The chief characters of this tome are Alexander Burnes,
a Scottish adventurer at loose in Asia; Bella Garraway, the London
high society debutant with whom he has a brief affair; and the Amir
himself. Given the current international situation, one would have
thought that it would prove instructive to discover more about the
history of this region, before it became a hapless, unsuspecting
venue for a ‘war on terrorism’. But, as Hensher tells us in the
‘Errors and Obligations’ at the end of the book, ‘…this is a pack
of lies, though outlines of my imaginary war occasionally coincide
with those of a real one…’
So, if it makes no claims to historical accuracy,
does it work as fiction? Alas, no. Hensher is not a natural writer,
and provides yet another example of a prevailing trend, that of
perfectly good journalists who think they can cut it as novelists.

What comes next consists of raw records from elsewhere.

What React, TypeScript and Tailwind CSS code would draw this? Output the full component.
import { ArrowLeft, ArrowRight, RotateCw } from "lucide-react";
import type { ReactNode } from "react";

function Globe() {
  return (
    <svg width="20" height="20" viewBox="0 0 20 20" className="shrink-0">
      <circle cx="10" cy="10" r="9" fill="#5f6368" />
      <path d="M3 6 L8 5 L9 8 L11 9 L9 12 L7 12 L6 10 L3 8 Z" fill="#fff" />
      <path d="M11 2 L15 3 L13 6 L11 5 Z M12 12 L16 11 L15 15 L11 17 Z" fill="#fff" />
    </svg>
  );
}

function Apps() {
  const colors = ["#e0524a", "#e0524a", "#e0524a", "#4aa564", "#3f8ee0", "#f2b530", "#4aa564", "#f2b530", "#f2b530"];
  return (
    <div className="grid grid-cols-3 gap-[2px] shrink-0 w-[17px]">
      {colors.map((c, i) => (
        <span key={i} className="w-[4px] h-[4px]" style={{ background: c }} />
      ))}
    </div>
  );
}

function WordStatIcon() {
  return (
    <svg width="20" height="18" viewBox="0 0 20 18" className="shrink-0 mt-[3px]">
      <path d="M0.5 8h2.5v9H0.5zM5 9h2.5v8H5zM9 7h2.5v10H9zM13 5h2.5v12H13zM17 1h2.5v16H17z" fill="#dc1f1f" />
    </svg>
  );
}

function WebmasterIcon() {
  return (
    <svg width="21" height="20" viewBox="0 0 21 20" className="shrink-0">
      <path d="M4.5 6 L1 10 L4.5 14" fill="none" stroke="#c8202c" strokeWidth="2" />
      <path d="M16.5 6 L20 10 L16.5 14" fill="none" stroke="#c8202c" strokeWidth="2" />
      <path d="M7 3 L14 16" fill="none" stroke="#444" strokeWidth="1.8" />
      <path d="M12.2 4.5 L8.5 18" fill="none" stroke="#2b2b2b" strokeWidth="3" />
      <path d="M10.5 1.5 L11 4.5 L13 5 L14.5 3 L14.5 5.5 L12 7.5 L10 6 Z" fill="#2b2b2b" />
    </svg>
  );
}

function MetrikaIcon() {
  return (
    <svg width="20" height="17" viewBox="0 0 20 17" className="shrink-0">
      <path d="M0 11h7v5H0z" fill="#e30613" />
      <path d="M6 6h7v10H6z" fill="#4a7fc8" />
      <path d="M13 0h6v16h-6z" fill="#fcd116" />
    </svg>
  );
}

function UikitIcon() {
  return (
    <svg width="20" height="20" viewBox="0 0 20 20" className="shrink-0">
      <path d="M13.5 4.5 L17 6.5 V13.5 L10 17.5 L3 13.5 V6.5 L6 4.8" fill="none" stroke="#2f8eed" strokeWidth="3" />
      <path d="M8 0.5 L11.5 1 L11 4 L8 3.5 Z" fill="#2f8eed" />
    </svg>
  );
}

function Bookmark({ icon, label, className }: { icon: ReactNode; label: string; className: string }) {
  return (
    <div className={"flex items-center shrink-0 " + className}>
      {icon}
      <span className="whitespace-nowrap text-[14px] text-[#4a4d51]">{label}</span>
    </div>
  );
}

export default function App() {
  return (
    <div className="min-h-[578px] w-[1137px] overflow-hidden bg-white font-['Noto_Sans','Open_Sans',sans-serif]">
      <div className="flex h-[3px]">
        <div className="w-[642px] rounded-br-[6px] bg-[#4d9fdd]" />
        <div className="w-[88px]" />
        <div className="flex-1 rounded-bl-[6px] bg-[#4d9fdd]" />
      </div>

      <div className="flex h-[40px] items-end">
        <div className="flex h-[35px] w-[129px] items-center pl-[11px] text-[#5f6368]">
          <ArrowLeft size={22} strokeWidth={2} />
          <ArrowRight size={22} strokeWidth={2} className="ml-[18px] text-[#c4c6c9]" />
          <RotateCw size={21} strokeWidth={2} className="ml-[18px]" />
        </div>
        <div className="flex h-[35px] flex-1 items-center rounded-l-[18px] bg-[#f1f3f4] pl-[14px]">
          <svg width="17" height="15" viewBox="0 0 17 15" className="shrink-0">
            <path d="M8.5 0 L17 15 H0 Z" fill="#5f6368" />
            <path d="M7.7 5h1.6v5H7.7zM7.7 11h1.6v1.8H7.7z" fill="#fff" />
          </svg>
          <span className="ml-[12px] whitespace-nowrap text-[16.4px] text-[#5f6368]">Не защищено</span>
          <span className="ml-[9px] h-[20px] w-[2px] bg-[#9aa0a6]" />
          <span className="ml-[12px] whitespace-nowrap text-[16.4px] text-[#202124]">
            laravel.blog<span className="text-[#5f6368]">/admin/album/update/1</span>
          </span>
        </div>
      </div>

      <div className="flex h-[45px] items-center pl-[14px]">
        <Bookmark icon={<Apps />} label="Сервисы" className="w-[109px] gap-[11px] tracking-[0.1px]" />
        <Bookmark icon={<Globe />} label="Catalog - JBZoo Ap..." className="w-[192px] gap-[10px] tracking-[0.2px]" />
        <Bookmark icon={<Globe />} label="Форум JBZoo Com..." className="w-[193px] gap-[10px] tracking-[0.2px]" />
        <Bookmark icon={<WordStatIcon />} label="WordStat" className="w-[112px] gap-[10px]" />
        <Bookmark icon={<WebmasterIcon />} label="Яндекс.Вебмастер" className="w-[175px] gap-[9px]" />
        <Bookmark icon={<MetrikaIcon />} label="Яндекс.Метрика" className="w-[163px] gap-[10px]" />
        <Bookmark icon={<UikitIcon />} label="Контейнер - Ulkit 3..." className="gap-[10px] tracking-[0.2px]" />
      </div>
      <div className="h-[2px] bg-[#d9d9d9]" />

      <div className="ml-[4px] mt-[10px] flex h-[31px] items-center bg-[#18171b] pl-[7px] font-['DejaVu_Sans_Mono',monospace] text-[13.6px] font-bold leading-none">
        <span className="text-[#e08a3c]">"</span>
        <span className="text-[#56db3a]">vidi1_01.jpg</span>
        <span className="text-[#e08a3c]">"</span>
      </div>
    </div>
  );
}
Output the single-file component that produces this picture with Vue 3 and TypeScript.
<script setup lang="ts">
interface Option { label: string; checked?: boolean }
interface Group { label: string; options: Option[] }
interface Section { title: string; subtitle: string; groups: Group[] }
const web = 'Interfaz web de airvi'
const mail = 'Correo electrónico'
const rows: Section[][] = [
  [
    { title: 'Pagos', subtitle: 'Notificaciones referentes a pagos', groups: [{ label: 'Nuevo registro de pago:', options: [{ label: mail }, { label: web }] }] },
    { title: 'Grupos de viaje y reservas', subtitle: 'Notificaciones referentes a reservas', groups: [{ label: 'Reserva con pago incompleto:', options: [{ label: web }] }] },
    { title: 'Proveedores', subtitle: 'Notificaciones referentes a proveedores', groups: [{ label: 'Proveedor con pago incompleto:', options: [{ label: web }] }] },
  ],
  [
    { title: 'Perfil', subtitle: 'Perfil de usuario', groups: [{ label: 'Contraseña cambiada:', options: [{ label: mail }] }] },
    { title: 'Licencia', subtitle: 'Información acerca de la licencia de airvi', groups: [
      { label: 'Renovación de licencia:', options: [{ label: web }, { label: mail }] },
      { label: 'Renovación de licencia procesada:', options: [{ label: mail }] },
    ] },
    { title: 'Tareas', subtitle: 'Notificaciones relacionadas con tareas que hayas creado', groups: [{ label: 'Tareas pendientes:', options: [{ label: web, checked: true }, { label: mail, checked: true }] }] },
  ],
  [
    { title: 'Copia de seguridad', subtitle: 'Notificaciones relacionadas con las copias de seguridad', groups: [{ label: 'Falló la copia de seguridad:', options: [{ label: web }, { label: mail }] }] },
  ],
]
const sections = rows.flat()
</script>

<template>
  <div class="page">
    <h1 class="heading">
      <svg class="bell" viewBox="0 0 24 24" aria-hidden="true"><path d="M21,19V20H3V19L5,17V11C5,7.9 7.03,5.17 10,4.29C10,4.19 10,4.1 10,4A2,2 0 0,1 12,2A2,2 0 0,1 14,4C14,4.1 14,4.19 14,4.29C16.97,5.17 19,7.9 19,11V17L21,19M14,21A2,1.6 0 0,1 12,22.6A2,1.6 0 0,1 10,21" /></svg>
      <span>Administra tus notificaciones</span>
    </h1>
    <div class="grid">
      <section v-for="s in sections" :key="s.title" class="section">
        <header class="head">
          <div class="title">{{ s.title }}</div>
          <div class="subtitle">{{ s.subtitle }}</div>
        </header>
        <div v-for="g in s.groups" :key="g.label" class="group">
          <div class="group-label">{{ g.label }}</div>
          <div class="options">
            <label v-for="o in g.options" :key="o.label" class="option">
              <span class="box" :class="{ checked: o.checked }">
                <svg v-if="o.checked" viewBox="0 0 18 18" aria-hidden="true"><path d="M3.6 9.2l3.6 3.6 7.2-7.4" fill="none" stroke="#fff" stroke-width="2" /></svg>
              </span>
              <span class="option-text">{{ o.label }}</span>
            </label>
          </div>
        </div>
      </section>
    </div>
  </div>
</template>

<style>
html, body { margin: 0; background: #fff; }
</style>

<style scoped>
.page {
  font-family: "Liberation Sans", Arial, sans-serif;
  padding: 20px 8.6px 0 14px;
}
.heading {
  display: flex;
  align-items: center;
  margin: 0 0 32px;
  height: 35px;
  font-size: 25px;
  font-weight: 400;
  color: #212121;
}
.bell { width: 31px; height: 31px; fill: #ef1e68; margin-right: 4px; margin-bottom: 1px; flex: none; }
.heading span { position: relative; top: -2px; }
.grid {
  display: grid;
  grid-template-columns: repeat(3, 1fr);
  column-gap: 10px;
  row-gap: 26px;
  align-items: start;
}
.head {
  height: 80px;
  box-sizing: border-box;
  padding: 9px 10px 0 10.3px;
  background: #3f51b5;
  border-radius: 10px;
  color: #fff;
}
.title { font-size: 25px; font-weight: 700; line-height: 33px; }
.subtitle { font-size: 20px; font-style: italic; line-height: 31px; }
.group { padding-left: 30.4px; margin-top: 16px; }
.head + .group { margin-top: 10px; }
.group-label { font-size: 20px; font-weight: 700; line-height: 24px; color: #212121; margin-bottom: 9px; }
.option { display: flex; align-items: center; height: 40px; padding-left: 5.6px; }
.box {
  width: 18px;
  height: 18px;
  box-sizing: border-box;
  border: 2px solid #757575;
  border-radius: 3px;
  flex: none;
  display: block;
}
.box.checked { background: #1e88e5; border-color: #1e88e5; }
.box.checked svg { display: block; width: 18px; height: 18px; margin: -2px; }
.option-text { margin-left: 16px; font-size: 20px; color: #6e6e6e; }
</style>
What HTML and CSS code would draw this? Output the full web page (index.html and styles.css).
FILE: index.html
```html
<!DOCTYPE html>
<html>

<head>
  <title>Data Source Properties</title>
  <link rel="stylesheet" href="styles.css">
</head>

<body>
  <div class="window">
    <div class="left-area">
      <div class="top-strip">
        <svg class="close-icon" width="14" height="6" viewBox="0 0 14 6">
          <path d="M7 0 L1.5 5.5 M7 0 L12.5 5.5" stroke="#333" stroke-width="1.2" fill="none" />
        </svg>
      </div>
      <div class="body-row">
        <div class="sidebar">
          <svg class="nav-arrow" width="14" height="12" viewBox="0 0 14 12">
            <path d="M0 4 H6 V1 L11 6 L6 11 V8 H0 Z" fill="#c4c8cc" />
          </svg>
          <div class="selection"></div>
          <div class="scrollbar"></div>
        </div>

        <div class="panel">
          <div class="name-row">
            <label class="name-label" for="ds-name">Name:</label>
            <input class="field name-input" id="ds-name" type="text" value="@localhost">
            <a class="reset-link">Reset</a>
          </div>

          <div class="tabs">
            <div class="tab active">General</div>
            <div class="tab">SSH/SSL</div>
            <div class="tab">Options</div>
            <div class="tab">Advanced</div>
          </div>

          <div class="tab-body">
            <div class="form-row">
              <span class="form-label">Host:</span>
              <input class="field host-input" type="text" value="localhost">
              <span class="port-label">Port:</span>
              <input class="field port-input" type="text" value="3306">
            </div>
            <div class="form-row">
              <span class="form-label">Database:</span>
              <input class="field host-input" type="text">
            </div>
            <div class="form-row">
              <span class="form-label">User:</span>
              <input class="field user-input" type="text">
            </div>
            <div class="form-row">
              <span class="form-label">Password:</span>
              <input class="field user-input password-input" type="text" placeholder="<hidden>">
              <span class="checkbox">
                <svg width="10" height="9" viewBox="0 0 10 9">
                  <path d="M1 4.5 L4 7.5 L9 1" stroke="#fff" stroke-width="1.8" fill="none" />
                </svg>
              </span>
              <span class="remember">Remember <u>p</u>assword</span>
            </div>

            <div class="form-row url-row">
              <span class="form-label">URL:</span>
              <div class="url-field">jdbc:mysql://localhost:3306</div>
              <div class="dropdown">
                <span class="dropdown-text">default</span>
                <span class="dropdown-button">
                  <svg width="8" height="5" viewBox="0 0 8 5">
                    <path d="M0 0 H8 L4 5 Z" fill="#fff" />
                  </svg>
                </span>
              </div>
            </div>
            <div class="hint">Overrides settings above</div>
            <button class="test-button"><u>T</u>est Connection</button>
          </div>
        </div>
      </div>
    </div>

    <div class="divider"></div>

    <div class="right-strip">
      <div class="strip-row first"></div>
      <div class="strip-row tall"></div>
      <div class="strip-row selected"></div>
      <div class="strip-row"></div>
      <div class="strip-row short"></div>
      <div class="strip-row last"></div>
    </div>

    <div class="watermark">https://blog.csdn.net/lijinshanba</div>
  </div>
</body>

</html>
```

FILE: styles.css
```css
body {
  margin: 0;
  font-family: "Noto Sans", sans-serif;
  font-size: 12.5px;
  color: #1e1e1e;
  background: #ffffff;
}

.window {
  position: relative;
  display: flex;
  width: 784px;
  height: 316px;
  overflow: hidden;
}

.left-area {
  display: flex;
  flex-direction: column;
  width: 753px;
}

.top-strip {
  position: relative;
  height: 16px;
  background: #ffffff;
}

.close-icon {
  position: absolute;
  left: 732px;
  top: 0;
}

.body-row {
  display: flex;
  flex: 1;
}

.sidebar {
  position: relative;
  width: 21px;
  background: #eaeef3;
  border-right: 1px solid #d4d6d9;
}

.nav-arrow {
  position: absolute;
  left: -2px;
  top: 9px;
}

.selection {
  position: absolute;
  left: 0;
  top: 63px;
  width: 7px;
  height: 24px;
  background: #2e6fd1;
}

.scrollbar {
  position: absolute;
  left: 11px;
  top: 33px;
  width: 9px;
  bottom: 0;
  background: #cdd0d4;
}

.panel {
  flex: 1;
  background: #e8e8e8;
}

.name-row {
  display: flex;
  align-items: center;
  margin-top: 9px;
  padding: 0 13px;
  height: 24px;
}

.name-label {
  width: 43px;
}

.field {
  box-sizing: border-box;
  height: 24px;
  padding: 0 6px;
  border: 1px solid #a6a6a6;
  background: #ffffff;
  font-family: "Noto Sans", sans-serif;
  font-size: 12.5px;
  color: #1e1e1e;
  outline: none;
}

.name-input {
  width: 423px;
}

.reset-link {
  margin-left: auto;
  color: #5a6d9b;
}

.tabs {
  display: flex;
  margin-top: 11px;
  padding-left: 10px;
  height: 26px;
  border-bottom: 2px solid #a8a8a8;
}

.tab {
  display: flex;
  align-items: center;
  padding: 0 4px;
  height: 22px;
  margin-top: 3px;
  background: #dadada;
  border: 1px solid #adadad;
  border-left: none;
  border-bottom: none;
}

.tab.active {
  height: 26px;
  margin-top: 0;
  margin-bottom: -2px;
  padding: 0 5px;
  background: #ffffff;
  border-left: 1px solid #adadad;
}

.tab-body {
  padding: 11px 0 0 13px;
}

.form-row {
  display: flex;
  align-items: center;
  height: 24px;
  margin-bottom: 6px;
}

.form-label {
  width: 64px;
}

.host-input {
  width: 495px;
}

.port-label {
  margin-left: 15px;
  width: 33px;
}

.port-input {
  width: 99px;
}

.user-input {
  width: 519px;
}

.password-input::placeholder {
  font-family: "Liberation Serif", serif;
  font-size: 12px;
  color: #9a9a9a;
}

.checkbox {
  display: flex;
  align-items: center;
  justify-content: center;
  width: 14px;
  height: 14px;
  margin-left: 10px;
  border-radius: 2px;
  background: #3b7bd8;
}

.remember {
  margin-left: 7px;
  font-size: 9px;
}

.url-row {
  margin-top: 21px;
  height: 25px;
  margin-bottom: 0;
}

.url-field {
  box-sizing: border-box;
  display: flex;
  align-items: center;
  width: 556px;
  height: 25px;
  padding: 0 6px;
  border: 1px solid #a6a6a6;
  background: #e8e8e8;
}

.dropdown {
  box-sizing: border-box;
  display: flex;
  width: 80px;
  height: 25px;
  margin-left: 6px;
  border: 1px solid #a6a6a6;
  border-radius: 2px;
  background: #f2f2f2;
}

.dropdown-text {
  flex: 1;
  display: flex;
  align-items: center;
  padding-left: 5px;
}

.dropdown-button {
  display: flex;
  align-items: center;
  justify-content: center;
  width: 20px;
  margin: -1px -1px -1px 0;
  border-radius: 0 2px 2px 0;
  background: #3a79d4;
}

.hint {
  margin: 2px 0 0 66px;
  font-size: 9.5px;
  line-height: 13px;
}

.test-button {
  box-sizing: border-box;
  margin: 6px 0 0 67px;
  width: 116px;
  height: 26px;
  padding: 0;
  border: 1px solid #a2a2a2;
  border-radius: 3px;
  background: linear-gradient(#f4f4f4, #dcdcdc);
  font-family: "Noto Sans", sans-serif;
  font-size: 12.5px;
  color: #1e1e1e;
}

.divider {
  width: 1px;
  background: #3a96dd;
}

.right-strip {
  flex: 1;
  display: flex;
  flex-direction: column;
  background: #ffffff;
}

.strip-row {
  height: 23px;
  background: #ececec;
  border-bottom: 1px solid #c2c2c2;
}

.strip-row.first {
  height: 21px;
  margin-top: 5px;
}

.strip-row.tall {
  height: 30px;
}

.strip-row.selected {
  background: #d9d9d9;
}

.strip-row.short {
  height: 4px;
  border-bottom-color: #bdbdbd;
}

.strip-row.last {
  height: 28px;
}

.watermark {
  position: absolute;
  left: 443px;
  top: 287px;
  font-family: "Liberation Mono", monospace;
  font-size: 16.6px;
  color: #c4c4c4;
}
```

The rambling story, the thin characterisation and the turgid prose
do nothing to justify the book’s length, and it has none of the
intellectual rigour or metaphysical playfulness that make Antonia
Byatt, who Hensher tells us was the book’s ‘onlie begetter’, and
‘told me bluntly from the beginning that I must write a long novel’,
so entertaining and worth reading.
For, if there is a ‘fairly awful Irish historical
novel’ (rain, miserable upbringing, alcohol abuse, rain, authoritarian
priests, did I mention the rain?), there is also a ‘fairly awful
English historical’ equivalent (pomp and circumstance, dashing hero,
stiff upper lip, pomp and circumstance, wise and virtuous heroine,
let’s not forget the pomp and circumstance). And, while there are
hints of a healthy English revisionist attitude to the legacy of
empire going on here, it still remains for the former imperial power
to produce a writer who will address the empire which has been busy
writing back, via inventive storytellers like Salman Rushdie, and
respond to the colonised’s missives with a matching vigour and élan.